In management concept form, basically it's this. When you're making a critical decision, you have to understand how it's going to be interpreted from all points of view, not just your point of view and not just the person you're talking to, but to people who aren't in the room, everybody else. In other words, you really have to be able, when making critical decisions, to see the decision through the eyes of the company, and the company as a whole, which means you've got to kind of add up every employee's view, and then incorporate that into your own view. Otherwise, your management decisions are going to have very weird side effects and potentially very dangerous consequences.

And it's a really hard thing to do, because at the point when you're making a decision, you're often under a great deal of pressure. So let's get into the agenda. So I'm going to cover a kind of four cases. First, I'm going to cover demotions, which is a very emotional thing. Then raises, which is also an emotional thing. Then we're going to evaluate one of Sam's blog posts. Which is news to Sam, so I figured out I'd tease him since he invited me to do a 50-minute management class, after I wrote a 300-page book.

And then I'm going to talk about history's greatest practitioner at this, and I'm wearing a shirt with him on it, and kind of how he used it to do something he has done, had ever done before in human history and has never done since in human history. But basically complete mastery of the technique I'm going to talk about.

So, first business example. You've got an executive, and do you demote or do you fire him? And this comes from an actual conversation, an actual real-life situation that I was working on with a CEO. And so, the basic situation was this. He had a great executive, or like an executive who, just a great effort. Like, he hired him. He was working harder than anybody else in the company, doing you know, like, everything he was supposed to. Everybody liked him, because he worked so hard, and like was a general smart person. But he was just in over his head knowledge-wise. He did not have the knowledge and the skills to basically do what the company needed him to do or, like, really compete against the competition, so he couldn't actually keep him in the job.

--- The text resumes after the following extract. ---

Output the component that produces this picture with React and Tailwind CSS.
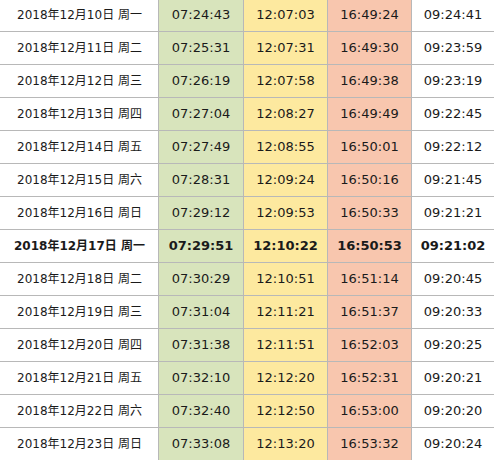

But he's a great guy. And you know, so the question is, well, should I fire this person? Or can I just move him into a lower role and bring in a person above him? And then, like, you know, that would be real cool. So, let's look at how you kind of make that decision.

So you, in this case, this was the CEO, so you as a CEO. So, one like, look, it's really hard if somebody comes to work everyday, like at, you know, 6 a.m., and is like working till 10 p.m. And like doing it, like, harder than anybody in the company. It's really hard to just say, well, sorry, like, nice effort, but you don't get an A for an effort. You get an F because I fired you.

Nobody nobody wants to have that conversation.